**EXERCISE DESCRIPTION:** Output only the lines running from the line bearing "Write a web" through the line bearing "0h3v2h9V0h3v2h1a2.500 2.500 0", character for character.

**ROWS:**

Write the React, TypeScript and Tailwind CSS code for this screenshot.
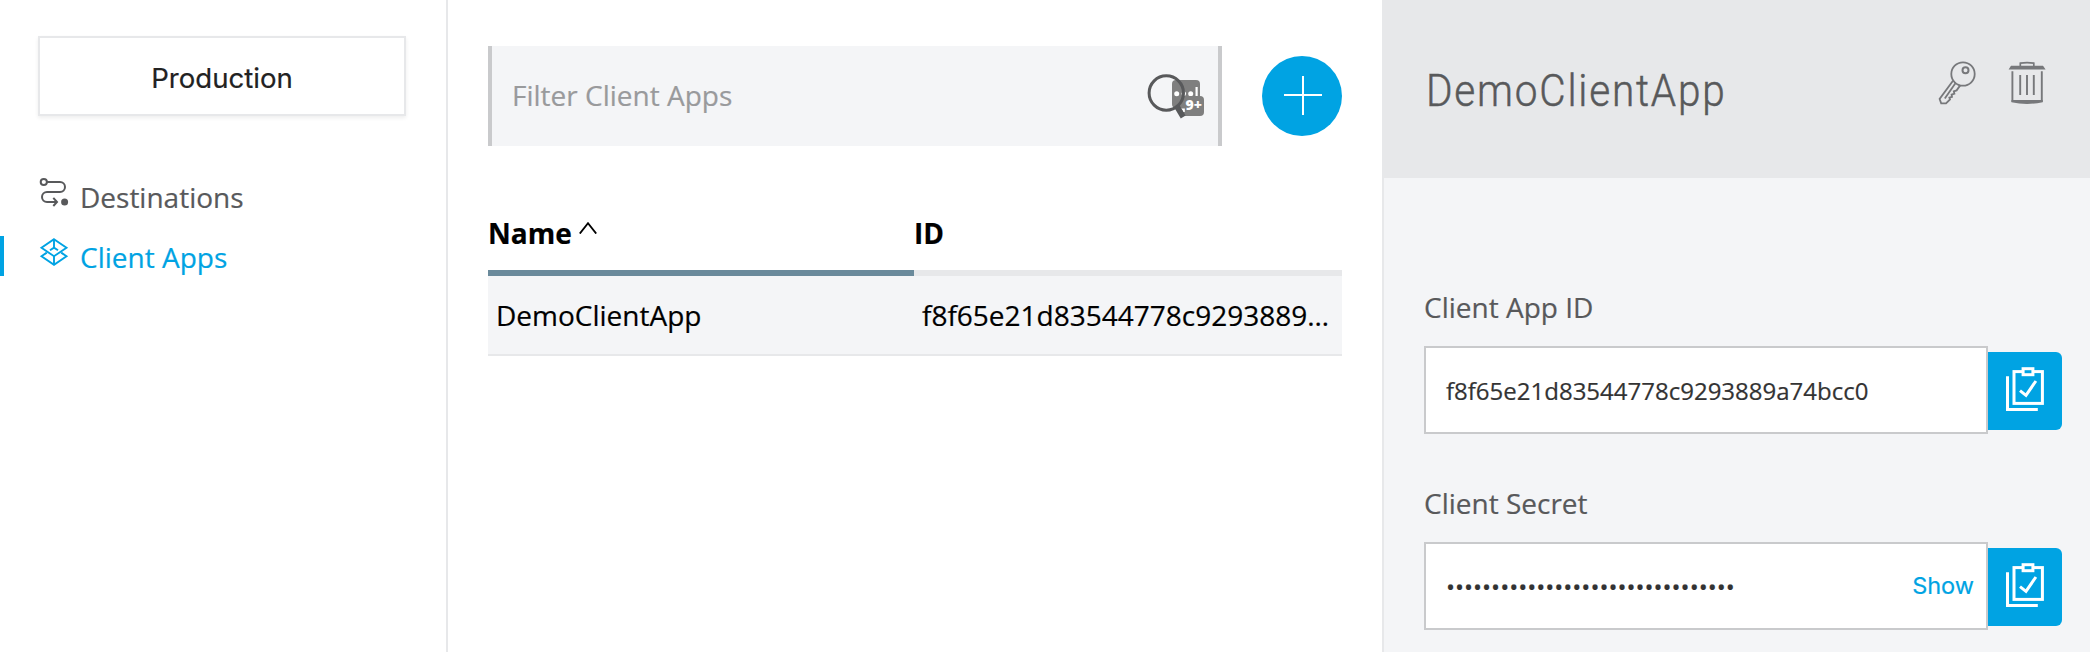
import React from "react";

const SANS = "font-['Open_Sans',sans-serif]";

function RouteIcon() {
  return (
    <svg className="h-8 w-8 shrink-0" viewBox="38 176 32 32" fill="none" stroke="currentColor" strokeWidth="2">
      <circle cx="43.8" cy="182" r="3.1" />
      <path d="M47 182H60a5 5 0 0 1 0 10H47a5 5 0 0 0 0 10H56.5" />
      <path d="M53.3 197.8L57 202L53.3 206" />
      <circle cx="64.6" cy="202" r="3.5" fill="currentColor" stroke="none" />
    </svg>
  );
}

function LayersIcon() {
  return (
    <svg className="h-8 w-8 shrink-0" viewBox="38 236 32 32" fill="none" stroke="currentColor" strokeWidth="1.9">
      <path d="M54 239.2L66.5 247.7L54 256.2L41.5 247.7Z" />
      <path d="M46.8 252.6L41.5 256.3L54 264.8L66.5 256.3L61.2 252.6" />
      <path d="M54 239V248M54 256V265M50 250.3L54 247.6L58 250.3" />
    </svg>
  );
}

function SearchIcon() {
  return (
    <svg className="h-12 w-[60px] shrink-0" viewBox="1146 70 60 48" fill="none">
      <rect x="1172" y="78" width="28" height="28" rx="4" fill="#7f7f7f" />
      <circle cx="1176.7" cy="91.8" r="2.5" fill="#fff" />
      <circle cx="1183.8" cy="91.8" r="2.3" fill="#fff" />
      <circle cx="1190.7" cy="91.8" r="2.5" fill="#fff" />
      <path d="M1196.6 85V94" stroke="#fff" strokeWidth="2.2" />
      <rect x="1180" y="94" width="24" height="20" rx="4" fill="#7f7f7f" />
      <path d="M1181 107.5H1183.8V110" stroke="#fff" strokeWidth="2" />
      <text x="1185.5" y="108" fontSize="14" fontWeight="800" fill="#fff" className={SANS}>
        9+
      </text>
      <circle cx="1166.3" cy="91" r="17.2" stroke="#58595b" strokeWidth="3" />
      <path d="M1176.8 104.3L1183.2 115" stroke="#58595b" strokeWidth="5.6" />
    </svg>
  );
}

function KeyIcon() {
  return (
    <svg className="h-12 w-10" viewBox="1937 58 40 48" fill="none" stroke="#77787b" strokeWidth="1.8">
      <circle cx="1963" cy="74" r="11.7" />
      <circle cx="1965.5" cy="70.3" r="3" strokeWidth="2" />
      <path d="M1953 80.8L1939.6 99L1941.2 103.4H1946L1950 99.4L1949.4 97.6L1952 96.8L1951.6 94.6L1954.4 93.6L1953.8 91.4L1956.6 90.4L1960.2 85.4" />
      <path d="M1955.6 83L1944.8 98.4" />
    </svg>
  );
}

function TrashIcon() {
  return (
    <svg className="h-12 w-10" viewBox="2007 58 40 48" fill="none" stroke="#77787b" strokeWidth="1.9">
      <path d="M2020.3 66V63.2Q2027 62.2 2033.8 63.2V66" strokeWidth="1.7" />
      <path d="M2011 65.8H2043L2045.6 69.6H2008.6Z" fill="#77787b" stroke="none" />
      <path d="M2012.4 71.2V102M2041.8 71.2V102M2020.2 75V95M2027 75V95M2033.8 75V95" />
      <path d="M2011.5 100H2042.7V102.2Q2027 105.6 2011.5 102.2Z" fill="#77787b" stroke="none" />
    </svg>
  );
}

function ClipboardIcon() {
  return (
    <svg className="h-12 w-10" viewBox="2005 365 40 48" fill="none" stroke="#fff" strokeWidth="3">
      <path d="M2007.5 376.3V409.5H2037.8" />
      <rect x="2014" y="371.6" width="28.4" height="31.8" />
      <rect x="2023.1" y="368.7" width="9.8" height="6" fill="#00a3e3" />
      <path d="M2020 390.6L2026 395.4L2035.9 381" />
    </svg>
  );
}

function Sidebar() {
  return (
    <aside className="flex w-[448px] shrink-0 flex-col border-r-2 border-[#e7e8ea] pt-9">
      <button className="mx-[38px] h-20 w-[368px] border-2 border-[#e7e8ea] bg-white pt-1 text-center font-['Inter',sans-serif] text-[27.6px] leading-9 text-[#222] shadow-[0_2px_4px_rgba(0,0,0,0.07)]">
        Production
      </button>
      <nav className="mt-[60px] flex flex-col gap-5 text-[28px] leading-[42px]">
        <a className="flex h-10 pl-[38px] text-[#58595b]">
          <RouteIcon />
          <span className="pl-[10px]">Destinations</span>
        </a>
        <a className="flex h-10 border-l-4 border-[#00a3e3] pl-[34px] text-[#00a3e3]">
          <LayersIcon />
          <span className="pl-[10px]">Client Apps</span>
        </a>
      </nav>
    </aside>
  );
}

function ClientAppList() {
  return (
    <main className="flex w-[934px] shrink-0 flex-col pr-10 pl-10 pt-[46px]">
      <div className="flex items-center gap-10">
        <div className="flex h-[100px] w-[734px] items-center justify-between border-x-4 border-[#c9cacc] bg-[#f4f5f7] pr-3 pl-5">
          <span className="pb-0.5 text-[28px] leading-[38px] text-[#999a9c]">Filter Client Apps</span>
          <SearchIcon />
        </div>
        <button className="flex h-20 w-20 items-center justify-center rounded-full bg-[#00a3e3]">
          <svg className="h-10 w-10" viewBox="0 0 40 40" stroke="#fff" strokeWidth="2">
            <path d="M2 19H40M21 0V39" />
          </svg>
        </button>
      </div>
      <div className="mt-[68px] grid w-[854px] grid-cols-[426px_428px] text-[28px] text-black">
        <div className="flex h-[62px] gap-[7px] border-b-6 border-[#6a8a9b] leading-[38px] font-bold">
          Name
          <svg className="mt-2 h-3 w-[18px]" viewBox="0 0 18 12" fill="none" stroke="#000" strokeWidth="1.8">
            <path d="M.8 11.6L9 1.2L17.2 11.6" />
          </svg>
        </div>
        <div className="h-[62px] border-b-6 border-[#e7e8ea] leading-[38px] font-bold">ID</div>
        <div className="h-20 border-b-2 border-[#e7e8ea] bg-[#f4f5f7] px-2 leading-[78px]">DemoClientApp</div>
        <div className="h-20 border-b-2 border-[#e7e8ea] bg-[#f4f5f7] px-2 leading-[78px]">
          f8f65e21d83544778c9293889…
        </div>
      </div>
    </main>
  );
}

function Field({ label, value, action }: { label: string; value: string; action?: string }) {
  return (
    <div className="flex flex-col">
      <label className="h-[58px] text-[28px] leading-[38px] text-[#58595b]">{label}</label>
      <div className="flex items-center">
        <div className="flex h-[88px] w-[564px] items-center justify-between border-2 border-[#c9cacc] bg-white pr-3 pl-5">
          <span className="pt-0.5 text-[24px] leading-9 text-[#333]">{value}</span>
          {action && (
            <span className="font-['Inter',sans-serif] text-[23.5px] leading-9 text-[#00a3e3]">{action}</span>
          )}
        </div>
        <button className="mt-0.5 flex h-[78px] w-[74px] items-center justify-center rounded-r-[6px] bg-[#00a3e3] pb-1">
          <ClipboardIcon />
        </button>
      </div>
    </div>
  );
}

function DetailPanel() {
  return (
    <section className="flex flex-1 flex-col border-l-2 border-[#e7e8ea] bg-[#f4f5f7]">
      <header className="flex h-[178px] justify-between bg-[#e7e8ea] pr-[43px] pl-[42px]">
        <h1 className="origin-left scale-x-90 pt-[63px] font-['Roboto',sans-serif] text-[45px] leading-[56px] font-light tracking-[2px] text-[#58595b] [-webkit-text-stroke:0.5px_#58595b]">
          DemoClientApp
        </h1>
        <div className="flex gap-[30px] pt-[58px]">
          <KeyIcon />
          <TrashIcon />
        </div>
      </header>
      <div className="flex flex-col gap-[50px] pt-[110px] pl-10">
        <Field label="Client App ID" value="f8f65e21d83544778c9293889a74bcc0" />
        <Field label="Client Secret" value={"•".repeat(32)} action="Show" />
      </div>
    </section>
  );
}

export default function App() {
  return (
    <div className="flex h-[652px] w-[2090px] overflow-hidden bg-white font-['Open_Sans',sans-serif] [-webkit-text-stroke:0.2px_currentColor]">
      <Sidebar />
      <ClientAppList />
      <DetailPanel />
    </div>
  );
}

==

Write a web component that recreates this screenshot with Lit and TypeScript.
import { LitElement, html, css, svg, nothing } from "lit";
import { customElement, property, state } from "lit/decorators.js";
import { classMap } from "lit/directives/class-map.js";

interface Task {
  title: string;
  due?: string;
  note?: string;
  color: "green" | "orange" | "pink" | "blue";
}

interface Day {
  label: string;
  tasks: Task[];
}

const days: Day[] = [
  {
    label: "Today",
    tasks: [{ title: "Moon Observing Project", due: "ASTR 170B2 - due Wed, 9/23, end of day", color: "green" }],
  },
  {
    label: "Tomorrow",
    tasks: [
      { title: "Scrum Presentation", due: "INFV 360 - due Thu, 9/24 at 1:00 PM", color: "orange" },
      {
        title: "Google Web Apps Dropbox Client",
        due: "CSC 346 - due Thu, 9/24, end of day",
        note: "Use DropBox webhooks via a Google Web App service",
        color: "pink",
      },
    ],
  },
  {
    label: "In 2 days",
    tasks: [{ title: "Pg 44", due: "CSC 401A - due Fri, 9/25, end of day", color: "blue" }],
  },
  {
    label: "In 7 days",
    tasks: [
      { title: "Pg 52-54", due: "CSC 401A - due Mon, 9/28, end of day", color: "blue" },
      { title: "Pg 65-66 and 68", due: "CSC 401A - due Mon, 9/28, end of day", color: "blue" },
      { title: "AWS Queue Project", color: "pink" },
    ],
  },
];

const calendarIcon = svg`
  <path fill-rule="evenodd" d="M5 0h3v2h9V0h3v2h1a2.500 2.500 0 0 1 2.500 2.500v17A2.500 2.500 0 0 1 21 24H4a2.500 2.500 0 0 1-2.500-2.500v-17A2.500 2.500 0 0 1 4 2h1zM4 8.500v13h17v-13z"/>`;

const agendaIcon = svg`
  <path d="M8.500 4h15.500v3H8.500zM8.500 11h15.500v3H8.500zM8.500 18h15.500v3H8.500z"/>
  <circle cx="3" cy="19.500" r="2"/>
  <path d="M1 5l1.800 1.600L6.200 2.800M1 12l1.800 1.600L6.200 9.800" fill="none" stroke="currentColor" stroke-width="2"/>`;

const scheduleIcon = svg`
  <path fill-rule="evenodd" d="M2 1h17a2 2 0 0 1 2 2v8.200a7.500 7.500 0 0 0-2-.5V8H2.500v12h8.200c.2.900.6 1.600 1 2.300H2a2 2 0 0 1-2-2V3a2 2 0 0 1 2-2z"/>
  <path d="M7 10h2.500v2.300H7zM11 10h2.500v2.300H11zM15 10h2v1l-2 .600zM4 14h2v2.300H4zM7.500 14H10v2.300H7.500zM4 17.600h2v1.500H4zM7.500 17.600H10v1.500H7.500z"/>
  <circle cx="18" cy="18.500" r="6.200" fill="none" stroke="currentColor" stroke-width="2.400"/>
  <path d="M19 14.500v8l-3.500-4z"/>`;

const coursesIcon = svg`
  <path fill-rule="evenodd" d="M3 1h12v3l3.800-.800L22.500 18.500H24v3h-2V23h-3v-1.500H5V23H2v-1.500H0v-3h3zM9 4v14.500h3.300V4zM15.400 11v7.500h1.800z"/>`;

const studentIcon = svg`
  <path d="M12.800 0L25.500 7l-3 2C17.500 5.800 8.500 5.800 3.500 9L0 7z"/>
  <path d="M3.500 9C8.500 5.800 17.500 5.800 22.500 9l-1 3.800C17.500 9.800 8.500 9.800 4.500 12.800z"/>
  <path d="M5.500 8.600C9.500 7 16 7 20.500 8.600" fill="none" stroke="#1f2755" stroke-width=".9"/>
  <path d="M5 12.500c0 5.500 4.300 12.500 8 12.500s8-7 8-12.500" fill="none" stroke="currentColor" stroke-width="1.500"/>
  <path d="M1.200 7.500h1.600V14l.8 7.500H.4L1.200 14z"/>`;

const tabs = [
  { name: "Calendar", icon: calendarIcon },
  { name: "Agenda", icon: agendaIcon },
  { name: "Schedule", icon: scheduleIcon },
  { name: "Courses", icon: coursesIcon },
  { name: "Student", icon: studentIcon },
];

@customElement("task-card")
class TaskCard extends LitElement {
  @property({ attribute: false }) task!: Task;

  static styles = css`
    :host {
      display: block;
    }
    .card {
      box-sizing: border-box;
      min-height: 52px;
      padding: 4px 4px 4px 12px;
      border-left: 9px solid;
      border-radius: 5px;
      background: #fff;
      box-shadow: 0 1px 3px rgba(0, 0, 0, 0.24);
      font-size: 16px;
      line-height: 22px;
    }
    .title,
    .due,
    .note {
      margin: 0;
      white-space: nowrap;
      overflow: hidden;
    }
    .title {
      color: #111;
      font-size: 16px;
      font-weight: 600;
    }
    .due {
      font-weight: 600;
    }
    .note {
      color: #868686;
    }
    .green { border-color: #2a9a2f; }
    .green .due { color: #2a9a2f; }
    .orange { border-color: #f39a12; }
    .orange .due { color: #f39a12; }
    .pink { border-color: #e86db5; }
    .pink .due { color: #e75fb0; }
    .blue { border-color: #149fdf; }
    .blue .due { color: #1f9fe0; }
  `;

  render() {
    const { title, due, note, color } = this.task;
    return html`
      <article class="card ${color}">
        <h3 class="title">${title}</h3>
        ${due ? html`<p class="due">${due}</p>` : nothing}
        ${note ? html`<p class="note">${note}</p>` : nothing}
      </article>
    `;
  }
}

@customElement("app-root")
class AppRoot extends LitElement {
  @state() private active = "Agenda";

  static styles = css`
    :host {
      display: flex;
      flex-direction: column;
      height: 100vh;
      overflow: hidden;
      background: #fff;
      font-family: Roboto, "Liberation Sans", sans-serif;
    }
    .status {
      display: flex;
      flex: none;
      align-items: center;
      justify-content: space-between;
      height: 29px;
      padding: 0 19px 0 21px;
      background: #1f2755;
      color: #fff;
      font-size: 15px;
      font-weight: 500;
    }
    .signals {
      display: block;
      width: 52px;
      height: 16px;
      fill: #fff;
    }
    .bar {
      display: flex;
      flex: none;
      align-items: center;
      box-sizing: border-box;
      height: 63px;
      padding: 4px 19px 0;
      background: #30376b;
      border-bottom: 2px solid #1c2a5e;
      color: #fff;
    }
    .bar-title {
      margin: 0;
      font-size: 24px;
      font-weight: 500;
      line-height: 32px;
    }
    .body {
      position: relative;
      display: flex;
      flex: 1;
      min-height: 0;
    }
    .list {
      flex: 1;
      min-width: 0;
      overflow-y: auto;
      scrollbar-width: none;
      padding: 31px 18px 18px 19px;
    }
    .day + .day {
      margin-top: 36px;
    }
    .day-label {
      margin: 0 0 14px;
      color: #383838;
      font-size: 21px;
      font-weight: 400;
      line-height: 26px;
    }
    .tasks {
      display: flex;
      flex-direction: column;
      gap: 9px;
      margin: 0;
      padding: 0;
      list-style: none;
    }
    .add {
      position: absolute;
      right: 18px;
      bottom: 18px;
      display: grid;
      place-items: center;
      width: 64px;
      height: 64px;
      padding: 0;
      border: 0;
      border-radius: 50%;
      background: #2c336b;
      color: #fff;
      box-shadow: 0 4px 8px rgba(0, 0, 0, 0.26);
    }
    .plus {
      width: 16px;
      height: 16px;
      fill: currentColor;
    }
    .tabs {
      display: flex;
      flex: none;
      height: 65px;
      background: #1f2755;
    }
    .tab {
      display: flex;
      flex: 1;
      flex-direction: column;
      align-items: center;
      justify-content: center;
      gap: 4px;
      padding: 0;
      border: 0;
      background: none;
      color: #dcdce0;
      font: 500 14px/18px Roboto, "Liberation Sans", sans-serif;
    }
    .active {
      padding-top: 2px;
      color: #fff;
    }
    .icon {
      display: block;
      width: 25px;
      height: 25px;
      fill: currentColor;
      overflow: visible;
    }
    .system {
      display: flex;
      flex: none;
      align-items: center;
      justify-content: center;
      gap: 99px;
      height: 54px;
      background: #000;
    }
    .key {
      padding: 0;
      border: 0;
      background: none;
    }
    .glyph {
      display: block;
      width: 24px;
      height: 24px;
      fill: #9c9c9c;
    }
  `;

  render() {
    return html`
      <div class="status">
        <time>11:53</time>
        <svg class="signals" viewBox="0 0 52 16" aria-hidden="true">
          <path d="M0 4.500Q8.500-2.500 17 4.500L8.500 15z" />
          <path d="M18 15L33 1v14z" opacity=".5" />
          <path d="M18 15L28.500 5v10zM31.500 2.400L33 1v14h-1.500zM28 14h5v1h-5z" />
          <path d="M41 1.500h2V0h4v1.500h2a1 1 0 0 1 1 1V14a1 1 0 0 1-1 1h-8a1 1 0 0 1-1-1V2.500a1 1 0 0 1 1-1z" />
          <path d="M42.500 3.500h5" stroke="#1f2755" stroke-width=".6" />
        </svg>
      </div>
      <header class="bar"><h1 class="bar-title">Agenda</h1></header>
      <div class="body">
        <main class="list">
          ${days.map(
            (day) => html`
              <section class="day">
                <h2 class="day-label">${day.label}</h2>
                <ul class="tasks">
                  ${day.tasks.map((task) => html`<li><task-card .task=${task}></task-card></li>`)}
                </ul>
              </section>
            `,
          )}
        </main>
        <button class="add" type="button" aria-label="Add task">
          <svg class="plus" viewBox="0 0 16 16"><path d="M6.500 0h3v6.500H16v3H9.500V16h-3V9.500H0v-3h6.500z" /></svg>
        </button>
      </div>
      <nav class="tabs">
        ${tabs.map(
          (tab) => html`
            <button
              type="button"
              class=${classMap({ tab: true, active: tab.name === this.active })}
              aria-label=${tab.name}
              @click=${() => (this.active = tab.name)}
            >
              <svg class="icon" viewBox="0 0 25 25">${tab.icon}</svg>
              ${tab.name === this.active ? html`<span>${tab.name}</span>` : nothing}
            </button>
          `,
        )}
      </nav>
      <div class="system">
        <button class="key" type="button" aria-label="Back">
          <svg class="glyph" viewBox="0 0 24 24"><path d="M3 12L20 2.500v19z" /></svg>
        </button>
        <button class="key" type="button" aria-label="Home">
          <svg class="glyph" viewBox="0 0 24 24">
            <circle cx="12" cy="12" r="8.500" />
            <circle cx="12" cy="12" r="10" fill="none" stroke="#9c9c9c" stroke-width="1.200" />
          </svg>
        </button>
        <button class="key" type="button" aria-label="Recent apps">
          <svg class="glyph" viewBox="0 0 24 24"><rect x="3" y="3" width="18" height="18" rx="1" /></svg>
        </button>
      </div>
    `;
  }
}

**THE RESULT:**
Write a web component that recreates this screenshot with Lit and TypeScript.
import { LitElement, html, css, svg, nothing } from "lit";
import { customElement, property, state } from "lit/decorators.js";
import { classMap } from "lit/directives/class-map.js";

interface Task {
  title: string;
  due?: string;
  note?: string;
  color: "green" | "orange" | "pink" | "blue";
}

interface Day {
  label: string;
  tasks: Task[];
}

const days: Day[] = [
  {
    label: "Today",
    tasks: [{ title: "Moon Observing Project", due: "ASTR 170B2 - due Wed, 9/23, end of day", color: "green" }],
  },
  {
    label: "Tomorrow",
    tasks: [
      { title: "Scrum Presentation", due: "INFV 360 - due Thu, 9/24 at 1:00 PM", color: "orange" },
      {
        title: "Google Web Apps Dropbox Client",
        due: "CSC 346 - due Thu, 9/24, end of day",
        note: "Use DropBox webhooks via a Google Web App service",
        color: "pink",
      },
    ],
  },
  {
    label: "In 2 days",
    tasks: [{ title: "Pg 44", due: "CSC 401A - due Fri, 9/25, end of day", color: "blue" }],
  },
  {
    label: "In 7 days",
    tasks: [
      { title: "Pg 52-54", due: "CSC 401A - due Mon, 9/28, end of day", color: "blue" },
      { title: "Pg 65-66 and 68", due: "CSC 401A - due Mon, 9/28, end of day", color: "blue" },
      { title: "AWS Queue Project", color: "pink" },
    ],
  },
];

const calendarIcon = svg`
  <path fill-rule="evenodd" d="M5 0h3v2h9V0h3v2h1a2.500 2.500 0 0 1 2.500 2.500v17A2.500 2.500 0 0 1 21 24H4a2.500 2.500 0 0 1-2.500-2.500v-17A2.500 2.500 0 0 1 4 2h1zM4 8.500v13h17v-13z"/>`;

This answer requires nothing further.